Mais, même si la justice espagnole est liée par des considérations politiques, tout le monde sait déjà qu’à Guantánamo et ailleurs, Bush et ses acolytes ont infligé aux détenus soupçonnés de terrorisme des traitements cruels, inhumains et dégradants. La nouvelle administration américaine a-t-elle le droit de tourner la page sans rendre justice ? C’est ce que veut Barack Obama qui, depuis son arrivée à la Maison-Blanche ne cesse de répéter qu’«il faut tourner la page» des années Bush.
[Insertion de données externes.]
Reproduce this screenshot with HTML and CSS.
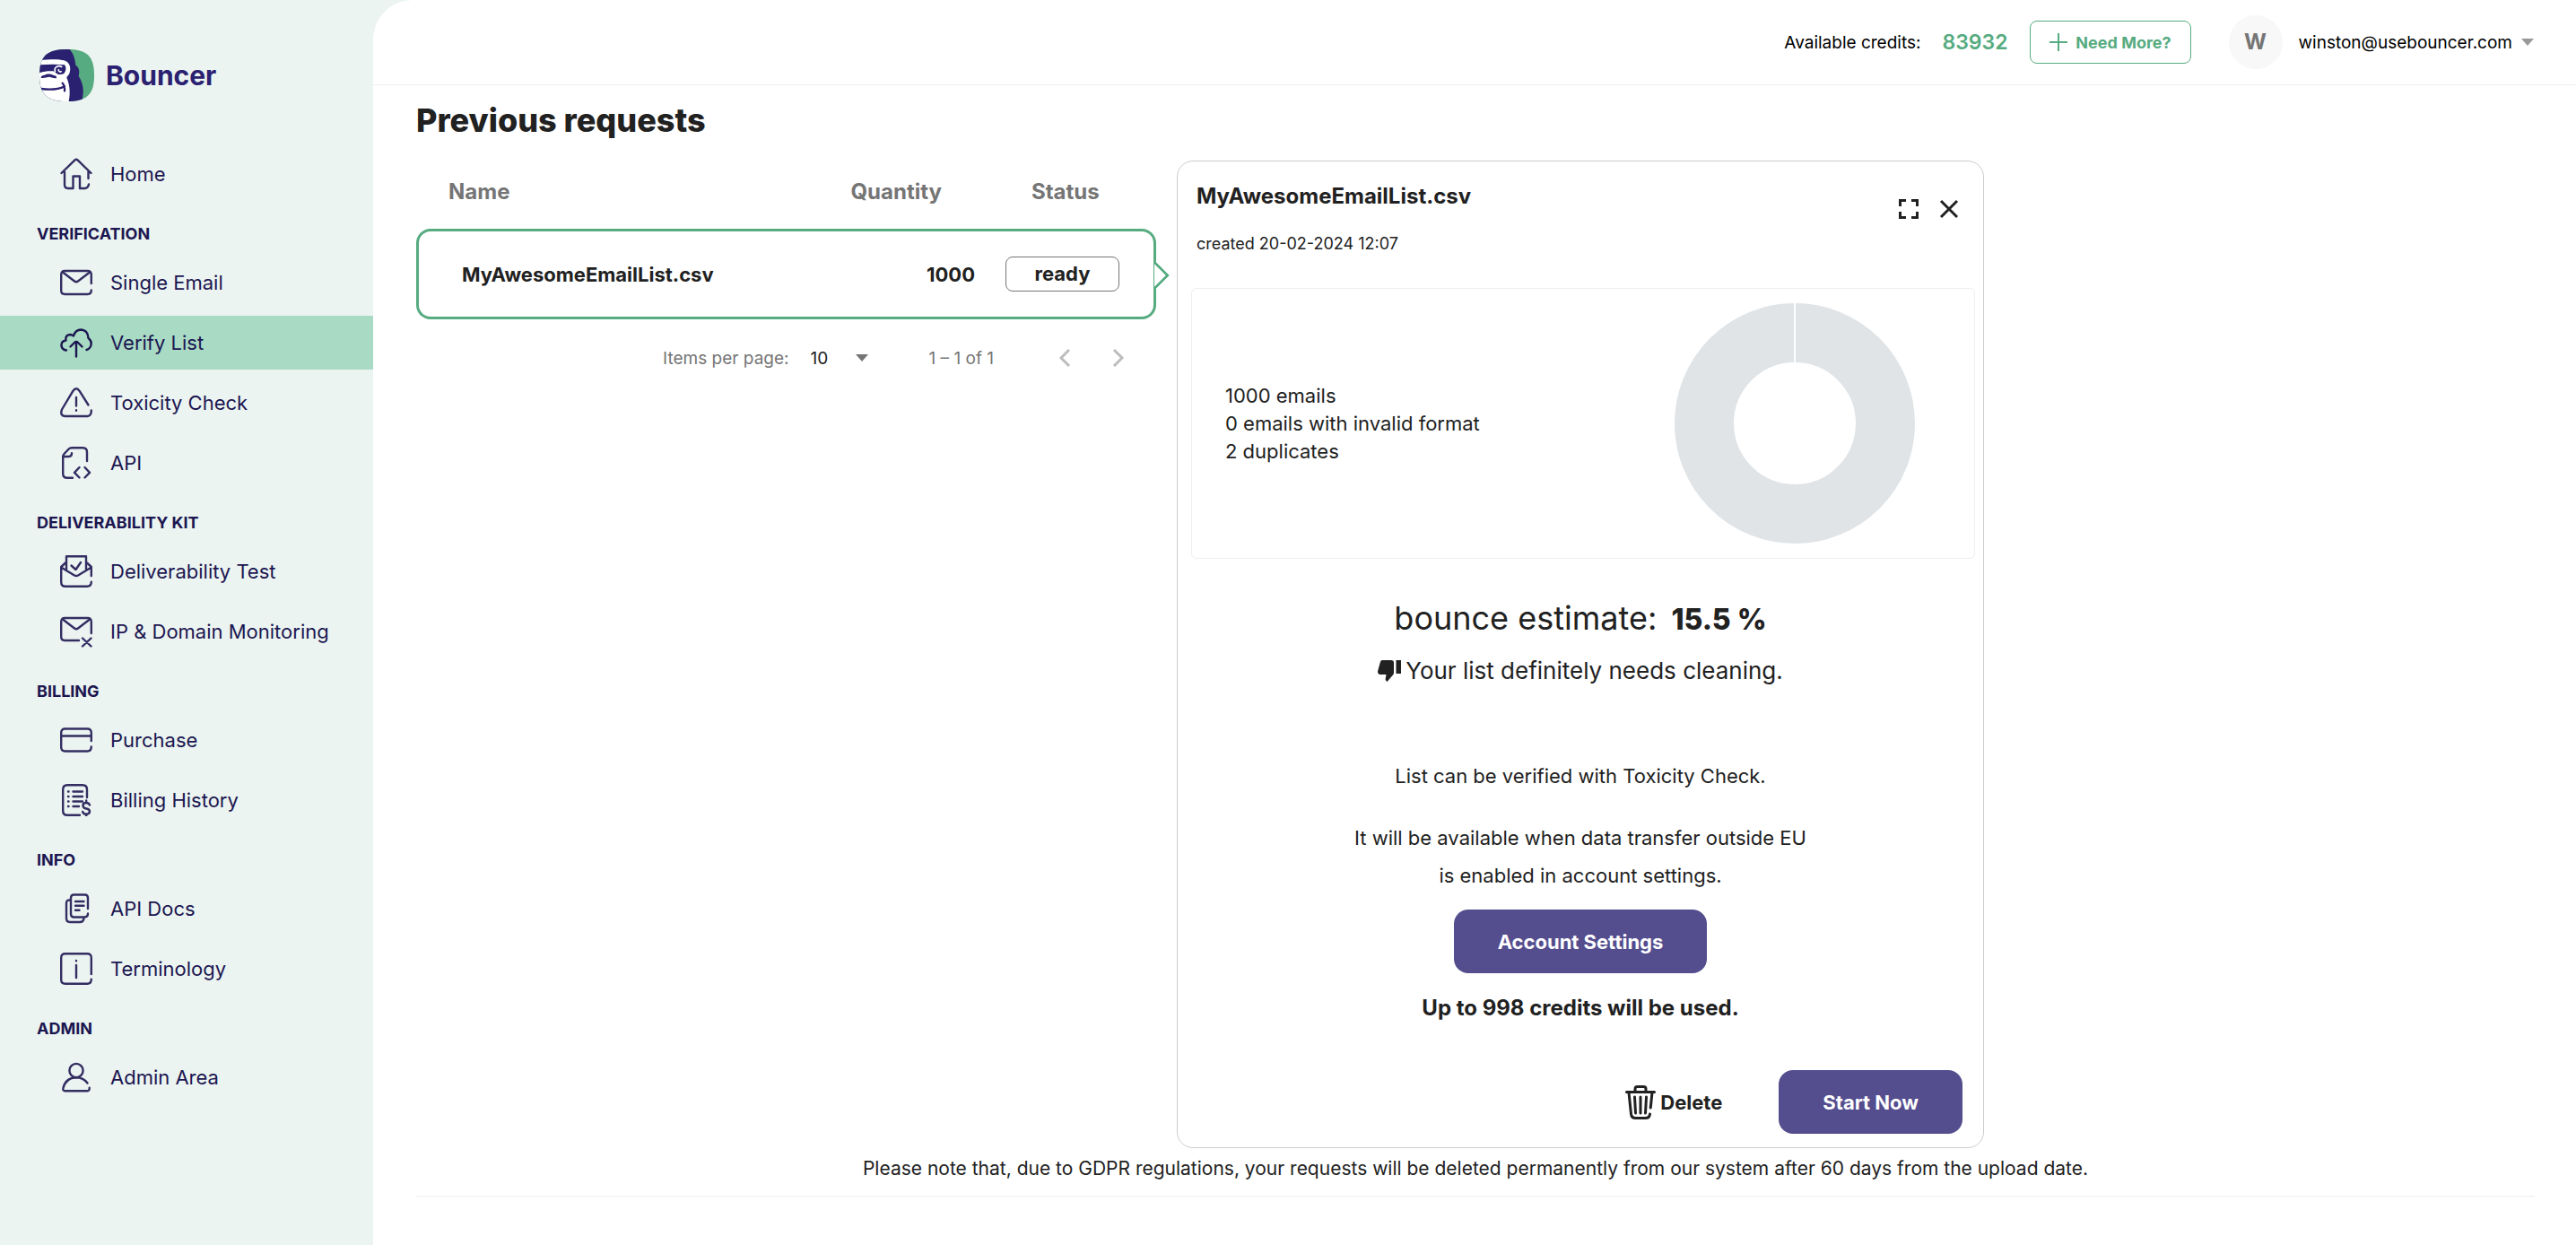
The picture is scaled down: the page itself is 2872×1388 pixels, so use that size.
FILE: index.html
```html
<!DOCTYPE html>
<html lang="en">
<head>
    <meta charset="UTF-8">
    <meta name="viewport" content="width=device-width, initial-scale=1.0">
    <title>Bouncer - Verify List</title>
    <link rel="stylesheet" href="styles.css">
</head>
<body>
    <aside class="sidebar">
        <a class="logo" href="#">
            <svg class="logo-mark" viewBox="0 0 183 174" aria-hidden="true">
                <clipPath id="logo-shape">
                    <path d="M92 0C158 0 183 22 183 87S158 174 92 174 0 152 0 87 26 0 92 0Z"/>
                </clipPath>
                <g clip-path="url(#logo-shape)">
                    <path fill="#56ab80" d="M0 0h183v174H0z"/>
                    <path fill="#2b2171" d="M0 0h101c12 14 18 30 20 53 12 8 14 20 10 36 13 22 20 45 12 78l-4 7H0Z"/>
                    <path fill="#fff" d="M0 37c38-5 66-4 82 0 22 7 24 28 18 44-3 7-8 9-9 14 8 15 14 47 7 79H0Z"/>
                    <path fill="#2b2171" d="M0 52c30-2 58-2 84 0 6 8 6 20-2 29-10 5-24 5-31-7-14-2-34-1-51 5Z"/>
                    <path fill="none" stroke="#fff" stroke-width="5" d="M53 75c-6-14 8-24 23-16M64 66c-2 8 6 12 10 7"/>
                    <path fill="#2b2171" d="M5 95c0-7 6-9 12-9 8-5 22-5 30 1 8 0 11 4 10 9-8 2-14-2-24-4-8 0-20 6-28 3Z"/>
                    <path fill="none" stroke="#2b2171" stroke-width="7" stroke-linecap="round" d="M6 132c28 4 55 3 78-8M77 113c7 8 8 17 7 26"/>
                </g>
            </svg>
            <span>Bouncer</span>
        </a>

        <nav class="menu">
            <a class="menu-item" href="#">
                <svg class="menu-icon" viewBox="0 0 36 36"><path d="M1.500 17 16.500 2.300Q18 1 19.500 2.300L34.500 17M5 15v15q0 4 4 4h5.500V20.500H22V34h5.500Q31 34 32 29.500M31.500 15v8"/></svg>
                Home
            </a>

            <h2 class="menu-title">Verification</h2>
            <a class="menu-item" href="#">
                <svg class="menu-icon" viewBox="0 0 36 36"><path d="M34.800 19V9q0-4-4-4H5.200q-4 0-4 4v18q0 4 4 4h25.600q4 0 4-4.500M3 6.500l13 10q2 1.500 4 0l13-10"/></svg>
                Single Email
            </a>
            <a class="menu-item active" href="#">
                <svg class="menu-icon" viewBox="0 0 36 36"><path d="M7 26.500q-5-.5-5.600-5.500Q1.500 16 6.500 15.500 5.500 9 12 9l3 1.500Q17 3.500 23.500 3.500 31 4 31.500 13q3.500 2.500 3.200 6.500-.5 5-5.200 6.500M18 33.500V17M11.500 22.500 16 18q2-2 4 0l4.500 4.500"/></svg>
                Verify List
            </a>
            <a class="menu-item" href="#">
                <svg class="menu-icon" viewBox="0 0 36 36"><path d="M31.500 20.500 21.500 4.700q-3.500-5-7 0L2 25.500Q-.5 32.500 5.500 33h25q4.500-.5 4.300-6.500M18 12v9.500M18 26.300v.4"/></svg>
                Toxicity Check
            </a>
            <a class="menu-item" href="#">
                <svg class="menu-icon" viewBox="0 0 36 36"><path d="M30 16V6q0-4.800-4.500-4.800H13q-2 0-3.500 1.500L4.500 8Q3.200 9.300 3.200 11v19q0 4.800 4.800 4.800h6M4 11h5.500q3.500 0 3.500-3.800M21.500 23 16 28.800l5.500 5.700M27.500 23l5.500 5.800-5.500 5.700"/></svg>
                API
            </a>

            <h2 class="menu-title">Deliverability Kit</h2>
            <a class="menu-item" href="#">
                <svg class="menu-icon" viewBox="0 0 36 36"><path d="M34.800 23V13L30 8.500M6 8.500 1.200 13v17q0 4.800 4.800 4.800h24q4.800 0 4.800-5M7 17V1.200h22V17M2 14l14 8.500q2 1 4 0L34 14M12.500 11.500l5 4.500 5.500-8"/></svg>
                Deliverability Test
            </a>
            <a class="menu-item" href="#">
                <svg class="menu-icon" viewBox="0 0 36 36"><path d="M34.800 20V7q0-4-4-4H5.200q-4 0-4 4v17q0 4 4 4H21M3 4.500l13 10q2 1.500 4 0l13-10M25 25.500l9.500 9M34.500 25.500l-9.500 9"/></svg>
                IP &amp; Domain Monitoring
            </a>

            <h2 class="menu-title">Billing</h2>
            <a class="menu-item" href="#">
                <svg class="menu-icon" viewBox="0 0 36 36"><path d="M34.800 19V10q0-4.500-4.500-4.500H5.700Q1.200 5.500 1.200 10v16q0 4.500 4.500 4.500h24.600q4.500 0 4.500-5M1.200 13.500h33.600"/></svg>
                Purchase
            </a>
            <a class="menu-item" href="#">
                <svg class="menu-icon" viewBox="0 0 36 36"><path d="M30 15V6q0-4.800-4.800-4.800H8Q3.200 1.200 3.200 6v24q0 4.800 4.800 4.800h14M9 8.500h.5M14.500 8.500H25M9 14h.5M14.500 14H25M9 19.500h.5M14.500 19.500H25M9 25h.5M14.500 25H21M33 23.500q-1-2.500-4-2.500-3.500 0-3.500 3t3.800 3.500 3.700 3.300-3.800 2.900q-3.500 0-4-2.700M29.200 18.500v2.500M29.200 33.500v2"/></svg>
                Billing History
            </a>

            <h2 class="menu-title">Info</h2>
            <a class="menu-item" href="#">
                <svg class="menu-icon" viewBox="0 0 36 36"><path d="M31 18V6q0-3.500-3.500-3.500h-12Q12 2.500 12 6v18q0 3.500 3.500 3.500H27Q31 27.500 31 23.500M11 8.500Q7 8 7 12v17q0 4 4 4h11q4 0 4.500-4M17 10h9.500M17 14.800h9.500M17 19.800h4.500"/></svg>
                API Docs
            </a>
            <a class="menu-item" href="#">
                <svg class="menu-icon" viewBox="0 0 36 36"><path d="M34.800 24V5.700q0-4.500-4.500-4.500H5.700q-4.500 0-4.500 4.500v24.600q0 4.500 4.500 4.500h24.600q4.500 0 4.500-5M18 14v14M18 9v.3"/></svg>
                Terminology
            </a>

            <h2 class="menu-title">Admin</h2>
            <a class="menu-item" href="#">
                <svg class="menu-icon" viewBox="0 0 36 36"><circle cx="18" cy="10.500" r="7.600"/><path d="M30.500 24.500Q26 18.200 18 18.200 6 18.500 3.300 30.500 3 33.200 5.500 33.200h25q2.300 0 2.200-3.500"/></svg>
                Admin Area
            </a>
        </nav>
    </aside>

    <div class="page">
        <header class="topbar">
            <span class="credits-label">Available credits:</span>
            <strong class="credits">83932</strong>
            <button class="need-more" type="button">
                <svg viewBox="0 0 22 22" aria-hidden="true"><path d="M11 1v20M1 11h20"/></svg>
                Need More?
            </button>
            <button class="account" type="button">
                <span class="avatar">W</span>
                winston@usebouncer.com
                <span class="caret"></span>
            </button>
        </header>

        <main class="content">
            <h1>Previous requests</h1>

            <div class="columns">
                <section class="requests">
                    <table>
                        <thead>
                            <tr>
                                <th>Name</th>
                                <th class="quantity">Quantity</th>
                                <th class="status">Status</th>
                            </tr>
                        </thead>
                        <tbody>
                            <tr>
                                <td>MyAwesomeEmailList.csv</td>
                                <td class="quantity">1000</td>
                                <td class="status"><span class="badge">ready</span></td>
                            </tr>
                        </tbody>
                    </table>

                    <div class="paginator">
                        <label for="page-size">Items per page:</label>
                        <div class="page-size">
                            <select id="page-size">
                                <option>10</option>
                                <option>25</option>
                                <option>50</option>
                            </select>
                            <span class="caret"></span>
                        </div>
                        <span class="range">1 – 1 of 1</span>
                        <button type="button" aria-label="Previous page" disabled>
                            <svg viewBox="0 0 14 22"><path d="M12 2 3 11l9 9"/></svg>
                        </button>
                        <button type="button" aria-label="Next page" disabled>
                            <svg viewBox="0 0 14 22"><path d="m2 2 9 9-9 9"/></svg>
                        </button>
                    </div>
                </section>

                <section class="details">
                    <div class="details-head">
                        <div>
                            <h2>MyAwesomeEmailList.csv</h2>
                            <p class="created">created 20-02-2024 12:07</p>
                        </div>
                        <div class="window-actions">
                            <button type="button" aria-label="Full screen">
                                <svg viewBox="0 0 22 22"><path d="M1.500 8V1.500H8M14 1.500h6.500V8M20.500 14v6.500H14M8 20.500H1.500V14"/></svg>
                            </button>
                            <button type="button" aria-label="Close">
                                <svg viewBox="0 0 22 22"><path d="m2 2 18 18M20 2 2 20"/></svg>
                            </button>
                        </div>
                    </div>

                    <div class="summary">
                        <ul>
                            <li>1000 emails</li>
                            <li>0 emails with invalid format</li>
                            <li>2 duplicates</li>
                        </ul>
                        <svg class="donut" viewBox="0 0 268 268" aria-hidden="true">
                            <circle cx="134" cy="134" r="101" fill="none" stroke="#e0e4e7" stroke-width="66"/>
                            <path d="M134 0v68" stroke="#fff" stroke-width="2"/>
                        </svg>
                    </div>

                    <p class="estimate">bounce estimate: <strong>15.5 %</strong></p>
                    <p class="verdict">
                        <svg viewBox="0 0 26 26" aria-hidden="true"><path d="M5 1h10q3 0 3 3v11q0 1.500-1 2.500L10.500 25 9 23.500q-.6-.8-.3-1.800L9.500 17H3q-3-.3-3-3.500L3 2.700Q3.700 1.200 5 1ZM20.500 1H26v15h-5.500z"/></svg>
                        Your list definitely needs cleaning.
                    </p>

                    <p class="toxicity">List can be verified with Toxicity Check.</p>
                    <p class="transfer">It will be available when data transfer outside EU<br>is enabled in account settings.</p>
                    <button class="primary" type="button">Account Settings</button>
                    <p class="usage">Up to 998 credits will be used.</p>

                    <div class="actions">
                        <button class="delete" type="button">
                            <svg viewBox="0 0 34 38" aria-hidden="true"><path d="M1.500 7.500h31M11 7V4q0-2.500 2.500-2.500h7Q23 1.500 23 4v3M4 8l2.500 24q.5 4.500 5 4.500h11q4.500 0 5-4.500M30 8l-1.800 17M10.500 13l1 18M17 13v18M23.500 13l-1 18"/></svg>
                            Delete
                        </button>
                        <button class="primary" type="button">Start Now</button>
                    </div>
                </section>
            </div>

            <p class="notice">Please note that, due to GDPR regulations, your requests will be deleted permanently from our system after 60 days from the upload date.</p>
        </main>
    </div>
</body>
</html>
```
FILE: styles.css
```css
* {
    box-sizing: border-box;
}

body {
    margin: 0;
    min-height: 100vh;
    display: flex;
    font-family: Inter, 'Open Sans', sans-serif;
    font-size: 22px;
    color: #212121;
    background-color: #ebf4f1;
}

h1, h2, p, ul {
    margin: 0;
    padding: 0;
}

button {
    padding: 0;
    border: none;
    background: none;
    font: inherit;
    color: inherit;
    cursor: pointer;
}

svg {
    display: block;
    flex-shrink: 0;
}

/* Sidebar */
.sidebar {
    flex: 0 0 416px;
}

.logo {
    display: flex;
    align-items: center;
    gap: 13px;
    margin: 55px 0 51px 44px;
    font-size: 30px;
    font-weight: 700;
    color: #2b2171;
    text-decoration: none;
}

.logo-mark {
    width: 61px;
    height: 58px;
}

.menu-item {
    display: flex;
    align-items: center;
    gap: 20px;
    height: 60px;
    padding-left: 67px;
    color: #1c1650;
    text-decoration: none;
}

.menu-item + .menu-item {
    margin-top: 7px;
}

.menu-item.active {
    background-color: #a8dac4;
}

.menu-icon {
    width: 36px;
    height: 36px;
    fill: none;
    stroke: #332d62;
    stroke-width: 2.4;
    stroke-linecap: round;
    stroke-linejoin: round;
}

.menu-item.active .menu-icon {
    stroke: #1c1650;
}

.menu-title {
    margin: 25px 0 12px 41px;
    font-size: 18px;
    line-height: 24px;
    font-weight: 700;
    text-transform: uppercase;
    color: #1c1650;
}

/* Top bar */
.page {
    flex: 1;
    min-width: 0;
    border-top-left-radius: 44px;
    background-color: #fff;
}

.topbar {
    display: flex;
    justify-content: flex-end;
    align-items: center;
    height: 95px;
    padding-right: 47px;
    border-bottom: 1px solid #eee;
    font-size: 19px;
    color: #000;
}

.credits {
    margin: 0 24px;
    font-size: 23px;
    font-weight: 600;
    color: #56ab80;
}

.need-more {
    display: flex;
    justify-content: center;
    align-items: center;
    gap: 8px;
    width: 180px;
    height: 48px;
    border: 1px solid #56ab80;
    border-radius: 8px;
    font-size: 18px;
    font-weight: 700;
    color: #56ab80;
}

.need-more svg {
    width: 22px;
    height: 22px;
    stroke: #56ab80;
    stroke-width: 2;
}

.account {
    display: flex;
    align-items: center;
    margin-left: 42px;
}

.avatar {
    width: 60px;
    margin-right: 18px;
    border-radius: 50%;
    background-color: #f8f8f8;
    font-size: 24px;
    line-height: 60px;
    font-weight: 700;
    color: #757575;
}

.caret {
    border: 7px solid transparent;
    border-top: 8px solid #757575;
    border-bottom: none;
}

.account .caret {
    margin-left: 10px;
    border-top-color: #999;
}

/* Content */
.content {
    margin: 0 46px 0 48px;
    border-bottom: 1px solid #eee;
}

h1 {
    padding: 18px 0 24px;
    font-size: 36px;
    line-height: 42px;
    font-weight: 800;
}

.columns {
    display: grid;
    grid-template-columns: 275fr 300fr 197fr;
    gap: 23px;
}

table {
    width: 100%;
    border-spacing: 0;
    font-weight: 700;
}

th {
    height: 76px;
    padding: 0 0 8px 36px;
    font-size: 24px;
    font-weight: 700;
    text-align: left;
    color: #757575;
}

td {
    height: 101px;
    padding: 0 0 0 48px;
    border: 3px solid #56ab80;
    border-width: 3px 0;
}

td:first-child {
    border-left-width: 3px;
    border-radius: 16px 0 0 16px;
}

td:last-child {
    position: relative;
    border-right-width: 3px;
    border-radius: 0 16px 16px 0;
}

/* Pointer towards the details card */
td:last-child::after {
    content: "";
    position: absolute;
    top: 37px;
    right: -13px;
    width: 21px;
    height: 21px;
    border: solid #56ab80;
    border-width: 3px 3px 0 0;
    background-color: #fff;
    transform: rotate(45deg);
    clip-path: polygon(0 0, 100% 0, 100% 100%);
}

th.quantity {
    padding-right: 54px;
    padding-left: 0;
    text-align: right;
}

td.quantity {
    padding-right: 17px;
    padding-left: 0;
    text-align: right;
}

.status {
    width: 185px;
}

th.status {
    padding-left: 46px;
}

td.status {
    padding-left: 17px;
}

.badge {
    display: block;
    width: 127px;
    border: 1px solid #757575;
    border-radius: 8px;
    line-height: 37px;
    text-align: center;
}

.paginator {
    display: flex;
    justify-content: flex-end;
    align-items: center;
    height: 86px;
    padding-right: 35px;
    font-size: 19px;
    color: #757575;
}

.page-size {
    display: flex;
    align-items: center;
    margin: 0 68px 0 24px;
}

.page-size select {
    width: 50px;
    padding: 0;
    border: none;
    background: none;
    appearance: none;
    font: inherit;
    color: #212121;
}

.range {
    margin-right: 72px;
}

.paginator svg {
    width: 14px;
    height: 22px;
    fill: none;
    stroke: #bdbdbd;
    stroke-width: 3;
}

.paginator button + button {
    margin-left: 46px;
}

/* Details card */
.details {
    display: flex;
    flex-direction: column;
    align-items: center;
    padding: 0 9px 15px;
    border: 1px solid #ccc;
    border-radius: 18px;
    text-align: center;
}

.details-head {
    display: flex;
    justify-content: space-between;
    width: 100%;
    height: 141px;
    padding: 24px 18px 0 12px;
    text-align: left;
}

.details h2,
.usage {
    font-size: 24px;
    line-height: 30px;
    font-weight: 700;
}

.created {
    margin-top: 25px;
    font-size: 18px;
    line-height: 26px;
}

.window-actions {
    display: flex;
    align-items: flex-start;
    gap: 23px;
    padding-top: 18px;
}

.window-actions svg {
    width: 22px;
    height: 22px;
    fill: none;
    stroke: #212121;
    stroke-width: 3;
}

.summary {
    display: flex;
    justify-content: space-between;
    align-items: center;
    align-self: stretch;
    margin-left: 6px;
    padding: 16px 66px 16px 37px;
    border: 1px solid #eee;
    border-radius: 6px;
    text-align: left;
    line-height: 31px;
}

.summary ul {
    list-style: none;
}

.donut {
    width: 268px;
}

.estimate {
    margin-top: 40px;
    font-size: 36px;
    line-height: 52px;
}

.estimate strong {
    margin-left: 6px;
    font-size: 32px;
    font-weight: 800;
}

.verdict {
    display: flex;
    align-items: center;
    gap: 5px;
    margin-top: 11px;
    font-size: 26px;
    line-height: 40px;
}

.verdict svg {
    width: 26px;
    height: 26px;
    fill: #212121;
}

.toxicity {
    margin-top: 76px;
    line-height: 42px;
}

.transfer {
    margin-top: 27px;
    line-height: 42px;
}

.primary {
    height: 71px;
    margin-top: 17px;
    padding: 0 49px;
    border-radius: 16px;
    background-color: #544d8e;
    font-weight: 700;
    color: #fff;
}

.usage {
    margin-top: 24px;
}

.actions {
    display: flex;
    align-items: center;
    align-self: flex-end;
    gap: 63px;
    margin-top: 54px;
    padding-right: 14px;
}

.actions .primary {
    margin-top: 0;
}

.delete {
    display: flex;
    align-items: center;
    gap: 5px;
    font-weight: 700;
}

.delete svg {
    width: 34px;
    height: 38px;
    fill: none;
    stroke: #212121;
    stroke-width: 3;
    stroke-linecap: round;
}

.notice {
    padding: 7px 0 14px;
    font-size: 21px;
    line-height: 32px;
    text-align: center;
}
```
Car le lourd héritage de huit années d’administration républicaine lui paraît chaque jour plus difficile à digérer. Qui aurait cru que, dans le pays dit de toutes les «libertés», on chercherait un jour à se détourner de la vérité !
Les techniques des interrogatoires utilisées par la CIA
Les mémos datant de 2002 et 2005 constituent un mode d’emploi détaillé d’une dizaine de techniques «de base» et «coercitives» pour faire parler des terroristes présumés. Mais en comparant leur contenu avec les témoignages recueillis dans le rapport du Comité international de la Croix-Rouge en 2007, elles semblent très loin des atrocités subies par les détenus. Voici quelques extraits des mémos : Le prisonnier est d’abord mis nu, privé de sommeil, enchaîné et parfois doté d’une couche-culotte, précisent les textes rédigés par des avocats mandatés par l’administration Bush.
Il subit aussi une «altération de son hygiène alimentaire», souvent une alimentation exclusivement liquide. Viennent ensuite les méthodes dites «correctrices» où il y a «interaction» avec le détenu. «Ces techniques ne sont pas toutes utilisées en même temps», précise l’un des mémos. Selon un «interrogatoire prototype», on peut utiliser «la frappe insultante au visage», «la frappe au ventre», la privation de sommeil les mains menottées, parfois appuyé contre un faux mur souple qui s’affaisse lorsque le détenu tente de s’y reposer. Celui qui interroge peut également utiliser «les positions de stress», le confinement en compagnie d’insectes hostiles et, enfin, la simulation de noyade.